The listing below holds pictures; exclude them. Return exactly the lines from the one with "What Vue 3 and" through the one with "const frequencies = ['Loop', 'Once']".

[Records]

______

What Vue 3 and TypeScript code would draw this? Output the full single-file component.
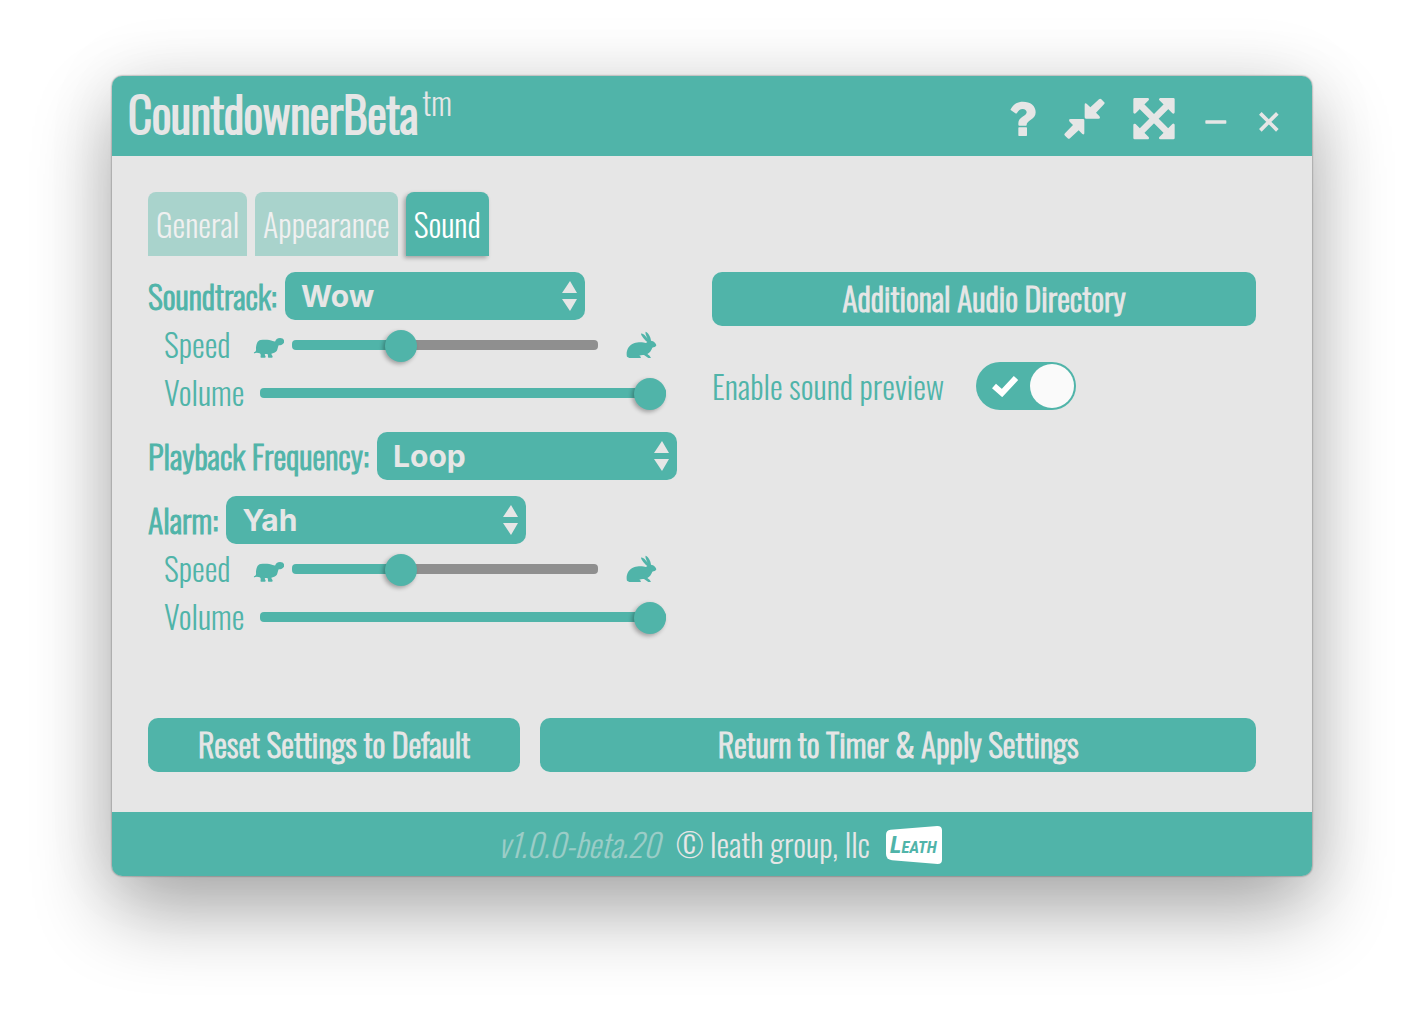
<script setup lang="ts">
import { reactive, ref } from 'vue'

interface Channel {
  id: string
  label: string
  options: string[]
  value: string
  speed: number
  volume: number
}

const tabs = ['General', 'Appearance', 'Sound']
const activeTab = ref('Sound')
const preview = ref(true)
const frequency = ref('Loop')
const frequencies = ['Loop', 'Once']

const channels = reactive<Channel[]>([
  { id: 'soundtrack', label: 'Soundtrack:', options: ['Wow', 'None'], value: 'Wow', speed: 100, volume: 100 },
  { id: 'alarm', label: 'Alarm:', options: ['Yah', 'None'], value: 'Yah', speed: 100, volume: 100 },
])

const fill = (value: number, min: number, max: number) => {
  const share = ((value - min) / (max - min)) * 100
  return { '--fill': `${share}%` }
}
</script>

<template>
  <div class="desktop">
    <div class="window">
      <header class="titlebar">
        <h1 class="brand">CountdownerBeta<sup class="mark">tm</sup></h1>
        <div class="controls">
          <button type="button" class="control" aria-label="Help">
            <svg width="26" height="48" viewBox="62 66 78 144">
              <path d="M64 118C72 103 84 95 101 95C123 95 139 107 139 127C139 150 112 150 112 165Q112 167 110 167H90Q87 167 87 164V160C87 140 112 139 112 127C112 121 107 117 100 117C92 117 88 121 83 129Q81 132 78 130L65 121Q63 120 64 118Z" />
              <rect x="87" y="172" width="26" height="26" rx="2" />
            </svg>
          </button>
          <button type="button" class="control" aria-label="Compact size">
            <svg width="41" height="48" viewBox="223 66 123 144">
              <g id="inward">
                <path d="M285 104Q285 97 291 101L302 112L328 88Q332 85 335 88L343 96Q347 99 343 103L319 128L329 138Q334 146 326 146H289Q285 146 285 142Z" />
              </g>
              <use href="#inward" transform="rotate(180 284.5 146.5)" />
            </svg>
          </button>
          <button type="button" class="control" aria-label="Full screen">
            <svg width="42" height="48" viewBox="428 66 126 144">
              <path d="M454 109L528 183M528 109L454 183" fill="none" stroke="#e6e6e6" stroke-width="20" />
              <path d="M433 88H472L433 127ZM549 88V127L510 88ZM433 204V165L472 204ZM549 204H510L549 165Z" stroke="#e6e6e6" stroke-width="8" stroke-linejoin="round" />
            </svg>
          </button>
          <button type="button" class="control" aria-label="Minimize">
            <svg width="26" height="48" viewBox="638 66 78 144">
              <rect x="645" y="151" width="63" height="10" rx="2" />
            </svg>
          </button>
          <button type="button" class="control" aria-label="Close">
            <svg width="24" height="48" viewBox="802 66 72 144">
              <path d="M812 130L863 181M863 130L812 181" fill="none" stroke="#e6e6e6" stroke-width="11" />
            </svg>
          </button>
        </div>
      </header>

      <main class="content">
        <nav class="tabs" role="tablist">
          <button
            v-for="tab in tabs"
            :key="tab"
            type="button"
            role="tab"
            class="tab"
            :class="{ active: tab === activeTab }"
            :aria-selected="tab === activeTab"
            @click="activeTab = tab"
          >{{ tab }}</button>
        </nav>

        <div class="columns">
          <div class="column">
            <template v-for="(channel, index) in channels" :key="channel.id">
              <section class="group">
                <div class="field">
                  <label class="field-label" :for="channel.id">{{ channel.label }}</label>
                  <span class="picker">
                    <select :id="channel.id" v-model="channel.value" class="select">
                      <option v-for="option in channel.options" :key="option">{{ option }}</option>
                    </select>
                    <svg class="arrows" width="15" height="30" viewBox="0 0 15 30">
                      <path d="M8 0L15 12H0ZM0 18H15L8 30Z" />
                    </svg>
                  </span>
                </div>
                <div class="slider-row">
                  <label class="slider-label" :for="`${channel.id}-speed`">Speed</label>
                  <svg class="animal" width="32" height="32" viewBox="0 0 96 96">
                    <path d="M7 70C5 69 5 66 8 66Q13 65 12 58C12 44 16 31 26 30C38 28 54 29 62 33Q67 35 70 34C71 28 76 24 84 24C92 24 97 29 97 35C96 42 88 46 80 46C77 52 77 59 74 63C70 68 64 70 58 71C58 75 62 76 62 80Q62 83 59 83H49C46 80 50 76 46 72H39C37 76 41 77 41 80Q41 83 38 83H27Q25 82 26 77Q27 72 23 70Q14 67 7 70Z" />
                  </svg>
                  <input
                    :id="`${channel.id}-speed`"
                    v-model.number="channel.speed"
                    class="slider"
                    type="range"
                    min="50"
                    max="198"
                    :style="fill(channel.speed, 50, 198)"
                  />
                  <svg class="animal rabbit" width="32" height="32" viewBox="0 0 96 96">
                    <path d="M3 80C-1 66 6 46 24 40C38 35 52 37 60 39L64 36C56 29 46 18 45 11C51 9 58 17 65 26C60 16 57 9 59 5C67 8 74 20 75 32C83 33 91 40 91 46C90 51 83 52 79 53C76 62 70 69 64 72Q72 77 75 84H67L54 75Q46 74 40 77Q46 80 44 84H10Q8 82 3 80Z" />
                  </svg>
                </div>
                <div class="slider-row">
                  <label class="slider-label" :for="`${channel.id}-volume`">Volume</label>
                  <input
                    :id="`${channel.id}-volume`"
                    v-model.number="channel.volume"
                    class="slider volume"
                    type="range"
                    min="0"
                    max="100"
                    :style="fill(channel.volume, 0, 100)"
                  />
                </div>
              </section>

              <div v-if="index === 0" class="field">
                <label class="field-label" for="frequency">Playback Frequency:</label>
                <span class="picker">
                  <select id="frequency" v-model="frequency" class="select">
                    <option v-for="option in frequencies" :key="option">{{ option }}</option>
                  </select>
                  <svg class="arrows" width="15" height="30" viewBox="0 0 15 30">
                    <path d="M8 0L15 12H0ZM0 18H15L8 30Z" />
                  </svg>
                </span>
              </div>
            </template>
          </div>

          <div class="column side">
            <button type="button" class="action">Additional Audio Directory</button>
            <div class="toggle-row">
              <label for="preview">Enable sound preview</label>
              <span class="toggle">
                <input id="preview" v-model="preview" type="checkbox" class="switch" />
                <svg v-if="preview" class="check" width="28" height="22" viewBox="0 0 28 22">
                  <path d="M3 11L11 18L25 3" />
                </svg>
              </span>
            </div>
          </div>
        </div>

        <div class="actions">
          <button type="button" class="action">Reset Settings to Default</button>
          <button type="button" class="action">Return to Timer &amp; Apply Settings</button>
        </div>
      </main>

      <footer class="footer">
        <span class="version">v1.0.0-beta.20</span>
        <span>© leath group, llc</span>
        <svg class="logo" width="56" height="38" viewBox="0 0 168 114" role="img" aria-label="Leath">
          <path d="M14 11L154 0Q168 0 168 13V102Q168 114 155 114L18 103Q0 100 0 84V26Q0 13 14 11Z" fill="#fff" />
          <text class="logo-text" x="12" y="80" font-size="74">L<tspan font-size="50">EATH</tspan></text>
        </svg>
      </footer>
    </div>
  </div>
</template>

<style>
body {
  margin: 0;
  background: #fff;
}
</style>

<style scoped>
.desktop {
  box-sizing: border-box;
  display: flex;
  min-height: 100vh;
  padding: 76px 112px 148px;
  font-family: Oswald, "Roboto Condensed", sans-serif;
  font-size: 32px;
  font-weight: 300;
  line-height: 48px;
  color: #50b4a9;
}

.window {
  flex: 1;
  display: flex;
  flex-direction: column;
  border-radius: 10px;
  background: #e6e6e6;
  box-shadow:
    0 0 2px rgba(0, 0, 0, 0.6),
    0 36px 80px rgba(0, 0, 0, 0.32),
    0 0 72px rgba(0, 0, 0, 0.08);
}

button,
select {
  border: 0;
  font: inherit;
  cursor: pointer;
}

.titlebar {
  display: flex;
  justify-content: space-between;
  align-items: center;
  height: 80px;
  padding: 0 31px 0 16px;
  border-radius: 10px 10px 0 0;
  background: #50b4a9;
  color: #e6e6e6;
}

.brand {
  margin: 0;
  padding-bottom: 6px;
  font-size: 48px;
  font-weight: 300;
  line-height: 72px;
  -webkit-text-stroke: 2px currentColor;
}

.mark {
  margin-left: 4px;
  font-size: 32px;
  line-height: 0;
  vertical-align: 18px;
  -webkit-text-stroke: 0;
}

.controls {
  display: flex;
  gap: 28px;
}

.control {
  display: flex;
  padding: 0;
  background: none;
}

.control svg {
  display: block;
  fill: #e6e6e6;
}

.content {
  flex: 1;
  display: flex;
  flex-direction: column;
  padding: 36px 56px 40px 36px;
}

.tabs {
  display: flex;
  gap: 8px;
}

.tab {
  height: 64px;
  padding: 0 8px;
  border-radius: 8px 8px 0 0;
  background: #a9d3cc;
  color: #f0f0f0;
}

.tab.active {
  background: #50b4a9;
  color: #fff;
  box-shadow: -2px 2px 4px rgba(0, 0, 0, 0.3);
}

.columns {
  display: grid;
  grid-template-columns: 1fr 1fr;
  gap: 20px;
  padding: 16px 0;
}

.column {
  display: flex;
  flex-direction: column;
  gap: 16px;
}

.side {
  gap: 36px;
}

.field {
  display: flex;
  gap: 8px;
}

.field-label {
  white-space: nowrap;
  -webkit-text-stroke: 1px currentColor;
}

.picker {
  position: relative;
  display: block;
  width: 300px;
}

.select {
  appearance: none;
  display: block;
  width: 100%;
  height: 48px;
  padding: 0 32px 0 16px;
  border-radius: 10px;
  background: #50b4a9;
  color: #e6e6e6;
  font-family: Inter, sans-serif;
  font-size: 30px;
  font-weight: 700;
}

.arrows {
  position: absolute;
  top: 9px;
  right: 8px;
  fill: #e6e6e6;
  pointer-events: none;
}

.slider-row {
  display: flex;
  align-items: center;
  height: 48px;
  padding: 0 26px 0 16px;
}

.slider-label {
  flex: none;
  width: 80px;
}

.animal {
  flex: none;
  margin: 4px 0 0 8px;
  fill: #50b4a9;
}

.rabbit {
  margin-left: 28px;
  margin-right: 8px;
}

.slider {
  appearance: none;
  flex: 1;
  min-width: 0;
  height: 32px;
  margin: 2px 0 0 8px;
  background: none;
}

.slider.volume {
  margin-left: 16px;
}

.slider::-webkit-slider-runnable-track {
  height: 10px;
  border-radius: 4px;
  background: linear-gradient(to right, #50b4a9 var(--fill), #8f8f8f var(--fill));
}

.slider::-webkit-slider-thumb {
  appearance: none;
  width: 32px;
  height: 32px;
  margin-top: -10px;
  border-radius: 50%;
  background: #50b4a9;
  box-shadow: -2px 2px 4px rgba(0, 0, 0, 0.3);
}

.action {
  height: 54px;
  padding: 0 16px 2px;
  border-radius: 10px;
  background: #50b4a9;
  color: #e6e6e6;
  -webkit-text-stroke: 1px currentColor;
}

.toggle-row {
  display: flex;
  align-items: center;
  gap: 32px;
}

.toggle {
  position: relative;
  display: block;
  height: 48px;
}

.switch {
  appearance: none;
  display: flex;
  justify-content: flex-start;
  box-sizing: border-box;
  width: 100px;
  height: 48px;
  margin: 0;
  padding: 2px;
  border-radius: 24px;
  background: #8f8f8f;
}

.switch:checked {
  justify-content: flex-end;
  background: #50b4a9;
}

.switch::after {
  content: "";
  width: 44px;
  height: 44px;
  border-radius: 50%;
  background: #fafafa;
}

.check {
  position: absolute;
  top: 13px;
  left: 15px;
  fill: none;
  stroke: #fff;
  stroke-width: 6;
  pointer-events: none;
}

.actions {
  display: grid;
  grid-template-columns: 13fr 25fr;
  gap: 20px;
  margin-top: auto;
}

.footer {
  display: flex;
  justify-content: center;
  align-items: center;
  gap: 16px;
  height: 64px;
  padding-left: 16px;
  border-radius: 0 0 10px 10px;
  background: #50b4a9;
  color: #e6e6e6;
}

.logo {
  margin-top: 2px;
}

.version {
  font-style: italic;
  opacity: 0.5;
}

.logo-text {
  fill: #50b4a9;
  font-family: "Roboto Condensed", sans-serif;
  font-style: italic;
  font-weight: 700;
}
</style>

______

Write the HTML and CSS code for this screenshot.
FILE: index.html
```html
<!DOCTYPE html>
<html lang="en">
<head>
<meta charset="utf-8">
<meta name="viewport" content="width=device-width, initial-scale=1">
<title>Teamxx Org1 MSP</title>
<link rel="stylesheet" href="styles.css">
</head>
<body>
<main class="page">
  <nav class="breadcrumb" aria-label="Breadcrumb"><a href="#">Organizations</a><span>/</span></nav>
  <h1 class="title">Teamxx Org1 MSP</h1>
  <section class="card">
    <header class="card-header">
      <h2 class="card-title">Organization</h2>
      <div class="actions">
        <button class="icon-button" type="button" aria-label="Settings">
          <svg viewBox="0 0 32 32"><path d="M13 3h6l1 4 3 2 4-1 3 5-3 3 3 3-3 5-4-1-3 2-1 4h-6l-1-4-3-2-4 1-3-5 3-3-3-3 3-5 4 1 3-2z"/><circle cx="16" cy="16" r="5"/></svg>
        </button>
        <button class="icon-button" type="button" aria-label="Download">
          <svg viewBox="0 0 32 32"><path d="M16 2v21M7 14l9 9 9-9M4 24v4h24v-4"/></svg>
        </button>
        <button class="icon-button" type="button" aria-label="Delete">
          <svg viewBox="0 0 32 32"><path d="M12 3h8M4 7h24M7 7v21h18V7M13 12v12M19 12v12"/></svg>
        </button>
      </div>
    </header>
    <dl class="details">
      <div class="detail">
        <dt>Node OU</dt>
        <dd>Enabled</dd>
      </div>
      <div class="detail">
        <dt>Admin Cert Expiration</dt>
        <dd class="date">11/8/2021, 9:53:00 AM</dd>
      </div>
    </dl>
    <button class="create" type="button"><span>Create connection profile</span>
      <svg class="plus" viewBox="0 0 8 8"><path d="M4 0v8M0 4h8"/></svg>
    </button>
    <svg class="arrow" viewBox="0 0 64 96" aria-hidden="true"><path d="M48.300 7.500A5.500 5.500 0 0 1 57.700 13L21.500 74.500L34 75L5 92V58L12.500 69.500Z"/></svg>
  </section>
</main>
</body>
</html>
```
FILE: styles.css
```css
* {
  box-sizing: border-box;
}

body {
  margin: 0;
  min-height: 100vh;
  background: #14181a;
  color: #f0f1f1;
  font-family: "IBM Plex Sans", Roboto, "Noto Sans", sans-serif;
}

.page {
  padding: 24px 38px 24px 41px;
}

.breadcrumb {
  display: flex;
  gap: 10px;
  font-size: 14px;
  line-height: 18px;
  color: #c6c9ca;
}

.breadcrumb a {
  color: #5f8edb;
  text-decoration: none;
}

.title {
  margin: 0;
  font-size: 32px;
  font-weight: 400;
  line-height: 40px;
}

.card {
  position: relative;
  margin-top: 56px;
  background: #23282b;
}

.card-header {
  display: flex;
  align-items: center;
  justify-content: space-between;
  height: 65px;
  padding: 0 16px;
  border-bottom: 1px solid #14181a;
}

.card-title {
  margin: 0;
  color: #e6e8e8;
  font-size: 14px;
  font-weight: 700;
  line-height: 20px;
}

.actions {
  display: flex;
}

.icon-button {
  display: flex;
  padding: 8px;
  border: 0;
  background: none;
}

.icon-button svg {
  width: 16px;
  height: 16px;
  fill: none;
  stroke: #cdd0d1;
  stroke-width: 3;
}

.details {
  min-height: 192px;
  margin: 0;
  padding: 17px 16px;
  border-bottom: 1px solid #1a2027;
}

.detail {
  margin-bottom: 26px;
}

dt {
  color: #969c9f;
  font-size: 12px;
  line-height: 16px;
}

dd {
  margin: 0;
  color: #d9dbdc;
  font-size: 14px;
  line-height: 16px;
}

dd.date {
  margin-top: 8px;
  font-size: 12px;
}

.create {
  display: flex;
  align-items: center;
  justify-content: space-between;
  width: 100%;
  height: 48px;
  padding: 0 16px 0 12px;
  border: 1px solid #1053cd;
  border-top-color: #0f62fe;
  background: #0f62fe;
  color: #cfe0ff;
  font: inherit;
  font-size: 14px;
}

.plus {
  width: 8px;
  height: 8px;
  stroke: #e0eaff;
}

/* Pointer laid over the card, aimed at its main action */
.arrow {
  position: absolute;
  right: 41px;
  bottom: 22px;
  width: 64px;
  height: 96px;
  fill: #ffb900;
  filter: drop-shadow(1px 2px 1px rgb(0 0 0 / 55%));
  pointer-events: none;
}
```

______

WRITTEN SOLUTION.
What Vue 3 and TypeScript code would draw this? Output the full single-file component.
<script setup lang="ts">
import { reactive, ref } from 'vue'

interface Channel {
  id: string
  label: string
  options: string[]
  value: string
  speed: number
  volume: number
}

const tabs = ['General', 'Appearance', 'Sound']
const activeTab = ref('Sound')
const preview = ref(true)
const frequency = ref('Loop')
const frequencies = ['Loop', 'Once']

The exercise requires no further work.